Democracia e Filosofia política

"A filosofia política em tempos democráticos tem perante si um desafio:
assegurar a sua presença e a sua pertinência, mas sem ceder à pressão da respeitabilidade, que não é menos do que o primeiro passo para a usurpação da ideologia. Tem de ser fiel a si mesma e, embora não ambicionando a respeitabilidade, ser responsável. Tem de acompanhar as regras do regime político, sem se deixar vergar por elas. Para ser responsável e verdadeira não pode confundir o afastamento que previne a usurpação ideológica com o reconhecimento do valor da democracia.
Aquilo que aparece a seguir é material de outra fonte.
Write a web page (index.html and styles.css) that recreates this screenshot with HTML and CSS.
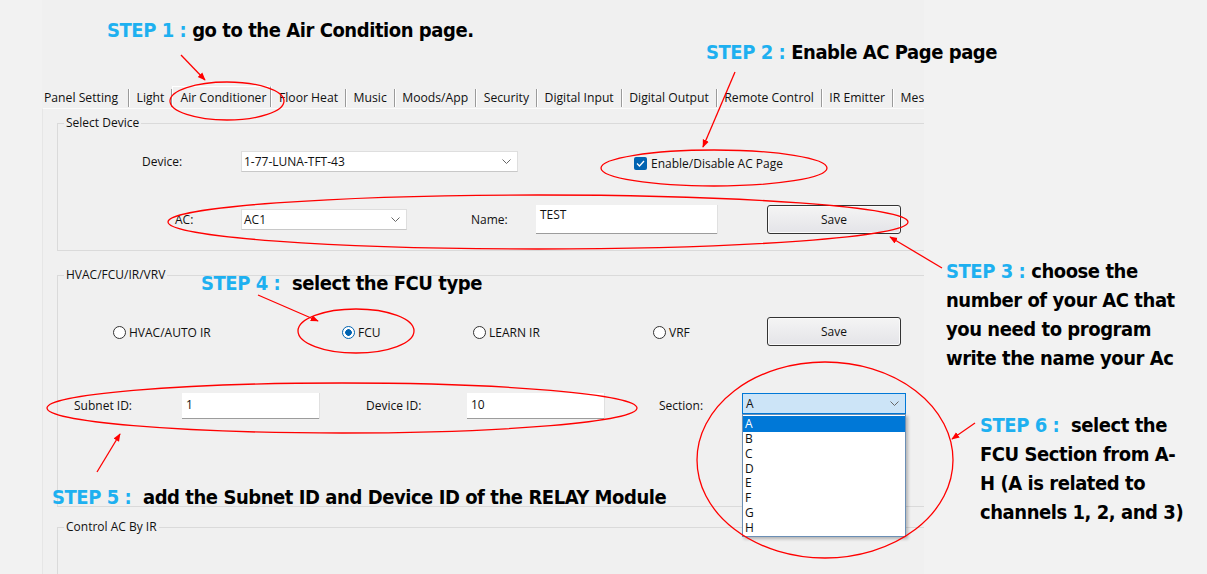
FILE: index.html
```html
<!DOCTYPE html>
<html lang="en">
<head>
	<meta charset="UTF-8">
	<title>Air Conditioner setup steps</title>
	<link rel="stylesheet" href="styles.css">
</head>
<body>
<div class="screen">

	<div class="app">
		<ul class="tabs">
			<li>Panel Setting</li>
			<li>Light</li>
			<li class="active">Air Conditioner</li>
			<li>Floor Heat</li>
			<li>Music</li>
			<li>Moods/App</li>
			<li>Security</li>
			<li>Digital Input</li>
			<li>Digital Output</li>
			<li>Remote Control</li>
			<li>IR Emitter</li>
			<li class="last">Mes</li>
		</ul>

		<div class="page">
			<fieldset class="group group-device">
				<legend>Select Device</legend>
				<div class="row row-device">
					<span class="lbl lbl-device">Device:</span>
					<div class="combo combo-device">
						<span>1-77-LUNA-TFT-43</span>
						<svg class="chev" width="9" height="5" viewBox="0 0 9 5"><polyline points="0.5,0.5 4.5,4.5 8.5,0.5"/></svg>
					</div>
					<label class="check">
						<span class="box"><svg width="9" height="7" viewBox="0 0 9 7"><polyline points="1,3.5 3.5,6 8,1"/></svg></span>
						Enable/Disable AC Page
					</label>
				</div>
				<div class="row row-ac">
					<span class="lbl lbl-ac">AC:</span>
					<div class="combo combo-ac">
						<span>AC1</span>
						<svg class="chev" width="9" height="5" viewBox="0 0 9 5"><polyline points="0.5,0.5 4.5,4.5 8.5,0.5"/></svg>
					</div>
					<span class="lbl lbl-name">Name:</span>
					<div class="field field-name">TEST</div>
					<button type="button" class="btn btn-save-ac">Save</button>
				</div>
			</fieldset>

			<fieldset class="group group-type">
				<legend>HVAC/FCU/IR/VRV</legend>
				<div class="row row-type">
					<label class="radio radio-hvac"><span class="dot"></span>HVAC/AUTO IR</label>
					<label class="radio radio-fcu on"><span class="dot"></span>FCU</label>
					<label class="radio radio-learn"><span class="dot"></span>LEARN IR</label>
					<label class="radio radio-vrf"><span class="dot"></span>VRF</label>
					<button type="button" class="btn">Save</button>
				</div>
				<div class="row row-ids">
					<span class="lbl lbl-subnet">Subnet ID:</span>
					<div class="field field-id">1</div>
					<span class="lbl lbl-devid">Device ID:</span>
					<div class="field field-id">10</div>
					<span class="lbl lbl-section">Section:</span>
					<div class="combo combo-section open">
						<span>A</span>
						<svg class="chev" width="9" height="5" viewBox="0 0 9 5"><polyline points="0.5,0.5 4.5,4.5 8.5,0.5"/></svg>
						<ul class="droplist">
							<li class="sel">A</li>
							<li>B</li>
							<li>C</li>
							<li>D</li>
							<li>E</li>
							<li>F</li>
							<li>G</li>
							<li>H</li>
						</ul>
					</div>
				</div>
			</fieldset>

			<fieldset class="group group-ir">
				<legend>Control AC By IR</legend>
			</fieldset>
		</div>
	</div>

	<!-- red annotations drawn over the screenshot -->
	<svg class="marks" width="1207" height="574" viewBox="0 0 1207 574">
		<defs>
			<marker id="head" viewBox="0 0 10 10" refX="9" refY="5" markerWidth="8" markerHeight="8" markerUnits="userSpaceOnUse" orient="auto">
				<path d="M0,1 L10,5 L0,9 z" fill="#f00"/>
			</marker>
		</defs>
		<ellipse cx="227" cy="101" rx="57" ry="19"/>
		<ellipse cx="714" cy="168" rx="113" ry="18"/>
		<ellipse cx="538" cy="222" rx="370" ry="27"/>
		<ellipse cx="356" cy="331" rx="58" ry="22"/>
		<ellipse cx="342" cy="408" rx="295" ry="25"/>
		<ellipse cx="825" cy="460" rx="128" ry="98"/>
		<line x1="181" y1="55" x2="205" y2="80" marker-end="url(#head)"/>
		<line x1="735" y1="72" x2="703" y2="147" marker-end="url(#head)"/>
		<line x1="942" y1="268" x2="890" y2="237" marker-end="url(#head)"/>
		<line x1="258" y1="295" x2="318" y2="321" marker-end="url(#head)"/>
		<line x1="97" y1="472" x2="120" y2="434" marker-end="url(#head)"/>
		<line x1="975" y1="423" x2="952" y2="439" marker-end="url(#head)"/>
	</svg>

	<p class="step step-1"><b>STEP 1 :</b> go to the Air Condition page.</p>
	<p class="step step-2"><b>STEP 2 :</b> Enable AC Page page</p>
	<p class="step step-3"><b>STEP 3 :</b> choose the<br>number of your AC that<br>you need to program<br>write the name your Ac</p>
	<p class="step step-4"><b>STEP 4 :</b>&nbsp; select the FCU type</p>
	<p class="step step-5"><b>STEP 5 :</b>&nbsp; add the Subnet ID and Device ID of the RELAY Module</p>
	<p class="step step-6"><b>STEP 6 :</b>&nbsp; select the<br>FCU Section from A-<br>H (A is related to<br>channels 1, 2, and 3)</p>

</div>
</body>
</html>
```

FILE: styles.css
```css
body{
	margin: 0;
	background-color: #f2f2f2;
	font-family: "Open Sans", "Noto Sans", sans-serif;
	font-size: 12px;
	color: #111;
}

.screen{
	position: relative;
	width: 1207px;
	height: 574px;
	overflow: hidden;
}

/* the program window, clipped at the right like the capture */
.app{
	margin-left: 42px;
	padding-top: 87px;
	width: 882px;
	height: 487px;
	overflow: hidden;
	background-color: #f0f0f0;
}

.tabs{
	display: flex;
	align-items: center;
	height: 21px;
	margin: 0;
	padding: 0;
	list-style: none;
	white-space: nowrap;
	font-size: 12.2px;
}

.tabs li{
	height: 18px;
	line-height: 18px;
	padding: 0 7px 0 7.5px;
	border-right: 1px solid #9a9a9a;
	box-shadow: 1px 0 0 #fff;
}

.tabs li:first-child{
	padding: 0 10px 0 2px;
}

.tabs li.active{
	box-sizing: border-box;
	height: 21px;
	margin-top: -2px;
	padding: 2px 4px 0 7px;
	border-left: 1px solid #fff;
	border-top: 1px solid #fff;
}

.tabs li.last{
	border-right: none;
	box-shadow: none;
}

.page{
	border-top: 1px solid #fbfbfb;
	border-left: 1px solid #e6e6e6;
	padding: 6px 0 0 14px;
}

.group{
	width: 900px;
	margin: 0;
	padding: 0;
	border: 1px solid #dadada;
}

.group legend{
	margin-left: 6px;
	padding: 0 2px;
	line-height: 16px;
}

.group-device{
	padding-bottom: 16px;
}

.group-type{
	margin-top: 16px;
	padding-bottom: 86px;
}

.group-ir{
	margin-top: 12px;
	height: 60px;
}

.row{
	display: flex;
	align-items: center;
}

.row-device{
	margin-top: 20px;
	height: 21px;
	padding-left: 84px;
}

.row-ac{
	margin-top: 33px;
	height: 29px;
	padding-left: 117px;
}

.row-type{
	margin-top: 34px;
	height: 28px;
	padding-left: 55px;
}

.row-ids{
	margin-top: 48px;
	height: 27px;
	padding-left: 16px;
}

.lbl-device{ width: 99px; }
.lbl-ac{ width: 66px; }
.lbl-name{ width: 65px; margin-left: 64px; }
.lbl-subnet{ width: 108px; margin-top: -2px; }
.lbl-devid{ width: 101px; margin-left: 47px; margin-top: -2px; }
.lbl-section{ width: 83px; margin-left: 55px; margin-top: -2px; }

.combo{
	position: relative;
	display: flex;
	align-items: center;
	box-sizing: border-box;
	height: 21px;
	padding-left: 2px;
	background-color: #fff;
	border: 1px solid #dedede;
	border-bottom-color: #c8c8c8;
}

.combo .chev{
	position: absolute;
	right: 6px;
	top: 7px;
}

.chev polyline{
	fill: none;
	stroke: #666;
	stroke-width: 1;
}

.combo-device{ width: 277px; }
.combo-ac{ width: 166px; }

.combo-section{
	width: 164px;
	align-self: flex-start;
	padding-left: 3px;
	background-color: #cce4f7;
	border-color: #0078d7;
}

.droplist{
	position: absolute;
	top: 20px;
	left: -1px;
	width: 164px;
	box-sizing: border-box;
	margin: 0;
	padding: 1px 0 0;
	list-style: none;
	background-color: #fff;
	border: 1px solid #6b8fb5;
	box-shadow: 2px 2px 3px rgba(0, 0, 0, 0.25);
}

.droplist li{
	height: 14.8px;
	line-height: 14.8px;
	padding-left: 2px;
}

.droplist li.sel{
	height: 16px;
	line-height: 16px;
	background-color: #0078d7;
	color: #fff;
}

.check{
	display: flex;
	align-items: center;
	margin-left: 116px;
	margin-top: 3px;
}

.check .box{
	display: flex;
	align-items: center;
	justify-content: center;
	width: 13px;
	height: 13px;
	margin-right: 4px;
	border-radius: 2px;
	background-color: #0063b1;
}

.check polyline{
	fill: none;
	stroke: #fff;
	stroke-width: 1.3;
}

.field{
	box-sizing: border-box;
	background-color: #fff;
	border-bottom: 1px solid #9c9c9c;
	box-shadow: 1px 0 0 #e0e0e0;
	padding: 2px 4px;
	line-height: 16px;
	align-self: stretch;
}

.field-name{
	width: 181px;
}

.field-id{
	width: 137px;
	height: 26px;
	padding-top: 4px;
	align-self: flex-start;
}

.btn{
	box-sizing: border-box;
	width: 134px;
	height: 29px;
	margin-left: 50px;
	padding: 0;
	font: inherit;
	color: #111;
	border: 1px solid #333;
	border-radius: 3px;
	background: linear-gradient(#f4f4f4, #e4e4e8);
	box-shadow: inset 0 0 0 1px #fafafa;
}

.row-type .btn{
	margin-left: 0;
}

.radio{
	display: flex;
	align-items: center;
	margin-top: 2px;
}

.radio .dot{
	box-sizing: border-box;
	width: 13px;
	height: 13px;
	margin-right: 3px;
	border: 1px solid #333;
	border-radius: 50%;
	background-color: #fff;
}

.radio.on .dot{
	border: 1px solid #0063b1;
	background: radial-gradient(circle, #0063b1 0 3px, #fff 3.6px);
}

.radio-hvac{ width: 229px; }
.radio-fcu{ width: 131px; }
.radio-learn{ width: 180px; }
.radio-vrf{ width: 114px; }

/* annotations */
.marks{
	position: absolute;
	top: 0;
	left: 0;
	pointer-events: none;
}

.marks ellipse, .marks line{
	fill: none;
	stroke: #f00;
	stroke-width: 1.3;
}

.step{
	position: absolute;
	margin: 0;
	font-family: "Liberation Sans Narrow", "DejaVu Sans Condensed", "Open Sans", sans-serif;
	font-weight: bold;
	font-size: 20px;
	line-height: 29px;
	letter-spacing: -0.45px;
	color: #000;
	white-space: nowrap;
}

.step b{
	color: #1eb0f0;
}

.step-1{ left: 107px; top: 16px; }
.step-2{ left: 706px; top: 38px; }
.step-3{ left: 946px; top: 257px; }
.step-4{ left: 201px; top: 269px; }
.step-5{ left: 52px; top: 483px; }
.step-6{ left: 980px; top: 411px; }
```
No seu compromisso com a responsabilidade e com a verdade, a filosofia política reconhece e elogia a extraordinária destreza prática da democracia e discerne sem ambiguidades a inferioridade dos seus inimigos históricos, não só das alternativas passadas dos fascismos e dos bolchevismos, mas também das sempiternas tentações do devaneio romântico de fazer da política e da cidade o balão de ensaio para momentos poéticos de inspiração. Mas deverá fazê-lo sem ser servil. A temperança e a consideração pelo bem dos indivíduos e do colectivo de que fazem parte não a sujeitam a ser o eco das suas pretensões. A temperança é também a luta contra a ideologia, porquanto esta palavra serve bem de sinónimo para a corrupção da filosofia política."